Subscription-monetized companies both stand alone and occupy an interesting middle ground. Standalone subscription companies include content products such as Spotify or Netflix, productivity products like Photoshop or Microsoft Word, and virtually every variety of app product, from educational games like Elevate or Duolingo to health and fitness apps like Strava to productivity and content apps, just like their web counterparts in Photoshop or Word.
Interesting to note — this subscription model has largely risen at the expense of retail-monetization, or the direct purchase of these products. Remember going to Staples to buy your software? Apps, too, were once more commonly purchased than subscribed to, and before Spotify and Netflix, we would buy our music and movies as CDs and DVDs, or as individual Mp3s on iTunes. Retail-monetization is largely obsolete in the digital space outside of games, which are largely consumable — you finish the game eventually — and therefore not a great fit for subscriptions. Physical goods still, of course, follow an almost exclusively retail model, and e-commerce is simply a digital platform for retail-monetization. However, marketplace channels have continued to live on for digital products, with the App Store being the best example in the digital world.
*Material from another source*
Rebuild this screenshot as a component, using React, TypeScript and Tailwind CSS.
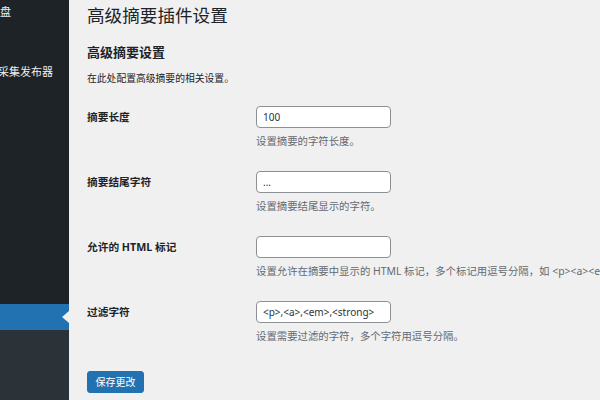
import React from "react";

const font = { fontFamily: '"Noto Sans", "Noto Sans CJK SC", sans-serif' };

type Row = { label: string; value: string; help: string };

const rows: Row[] = [
  { label: "摘要长度", value: "100", help: "设置摘要的字符长度。" },
  { label: "摘要结尾字符", value: "...", help: "设置摘要结尾显示的字符。" },
  {
    label: "允许的 HTML 标记",
    value: "",
    help: "设置允许在摘要中显示的 HTML 标记，多个标记用逗号分隔，如 <p><a><em><strong>。",
  },
  { label: "过滤字符", value: "<p>,<a>,<em>,<strong>", help: "设置需要过滤的字符，多个字符用逗号分隔。" },
];

export default function App() {
  return (
    <div
      className="flex w-[600px] h-[400px] overflow-hidden bg-[#f0f0f1] font-['Noto_Sans','Noto_Sans_CJK_SC',sans-serif]"
      style={font}
    >
      <aside className="w-[69px] shrink-0 flex flex-col bg-[#1d2327] overflow-hidden">
        <div className="h-[24px] flex items-center whitespace-nowrap text-[11px] text-[#f0f0f1] ml-[-22px]">
          仪表盘
        </div>
        <div className="h-[36px]" />
        <div className="h-[24px] flex items-center whitespace-nowrap text-[11px] text-[#f0f0f1] ml-[-2px]">
          采集发布器
        </div>
        <div className="h-[220px]" />
        <div className="relative h-[26px] bg-[#2271b1] shrink-0">
          <span className="absolute right-0 top-1/2 -translate-y-1/2 w-0 h-0 border-y-[6px] border-y-transparent border-r-[7px] border-r-[#f0f0f1]" />
        </div>
        <div className="flex-1 bg-[#2c3338]" />
      </aside>

      <main className="flex-1 min-w-0 pl-[18px] flex flex-col text-[#1d2327]">
        <h1 className="text-[17.6px] leading-[30px] font-normal whitespace-nowrap">高级摘要插件设置</h1>
        <h2 className="mt-[13px] text-[13px] leading-[18px] font-bold whitespace-nowrap">高级摘要设置</h2>
        <p className="mt-[11px] text-[9.8px] leading-[14px] whitespace-nowrap">在此处配置高级摘要的相关设置。</p>

        <div className="mt-[20px] flex flex-col gap-[23px]">
          {rows.map((r) => (
            <div key={r.label} className="flex">
              <div className="w-[169px] shrink-0 h-[22px] flex items-center text-[10.7px] font-bold whitespace-nowrap">
                {r.label}
              </div>
              <div className="flex flex-col min-w-0">
                <div className="w-[135px] h-[22px] bg-white border border-[#8c8f94] rounded-[4px] flex items-center px-[6px] text-[10px] text-[#2c3338] whitespace-nowrap overflow-hidden">
                  {r.value}
                </div>
                <div className="mt-[6px] h-[14px] leading-[14px] text-[10.4px] text-[#646970] whitespace-nowrap">
                  {r.help}
                </div>
              </div>
            </div>
          ))}
        </div>

        <div className="mt-[28px]">
          <button className="h-[22px] w-[57px] rounded-[3px] bg-[#2271b1] border border-[#2271b1] text-white text-[10px] flex items-center justify-center">
            保存更改
          </button>
        </div>
      </main>
    </div>
  );
}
That said, the primary channel for growth for most subscriptions, app or not, is through paid advertising, and the primary market will be consumer audiences with a propensity to pay. This usually means targeted audiences that have demonstrated an interest in a particular product line, and therefore a higher potential LTV. Few subscriptions can afford the cost of advertising to a broad-brush audience that may include many people who don’t fit the profile of the typical subscriber, which is why you won’t often see a consumer subscription app advertising at the Super Bowl.
A subscription+license model is typical of B2B SaaS products like Slack or Dropbox. SMB companies will start on a free version of the product and eventually run into a limit in usage that compels them to sign up for the subscription. Larger companies would be targeted by sales reps to get them into larger licensing contracts, either as the customer grows bigger in their freemium usage, or straight out the gate.
The Use versus Pay distinction
I detail all of this in order to establish a distinction that’s central to a successful subscription model — the Use versus Pay distinction.
Ultimately, a subscription product has the challenge of having two distinct decision points to deal with. In the case of an ads-monetized product, the model relies solely on the decision of the audience to use the product, which leads to organic engagement with sponsored content and other ads such as in Pinterest. In the case of a license-monetized product, the model relies on the decision of a business stakeholder to pay for the product. In the case of a freemium subscription model, two decisions are required — both initial use, and subsequent payment. The bleed of ‘pay’ into ads-monetized models and ‘use’ into license-monetized models represents ads/license + subscription hybrid models.
This complicates virtually everything about a subscription startup’s efforts. Anyone who has tried to define “retention” in a subscription company knows what I am talking about — are we talking about free users coming back, paid users coming back, paid users staying subscribed?
This complication is fundamentally a tension in how a company thinks about their product offering. With the introduction of subscriptions and the freemium model, software developers have to ask themselves a question: how much of the product is behind a subscription? This question is usually posed as a tradeoff: the more that’s gated, the more we’ll lose new users. This question is fundamentally a question about where this dividing line is drawn.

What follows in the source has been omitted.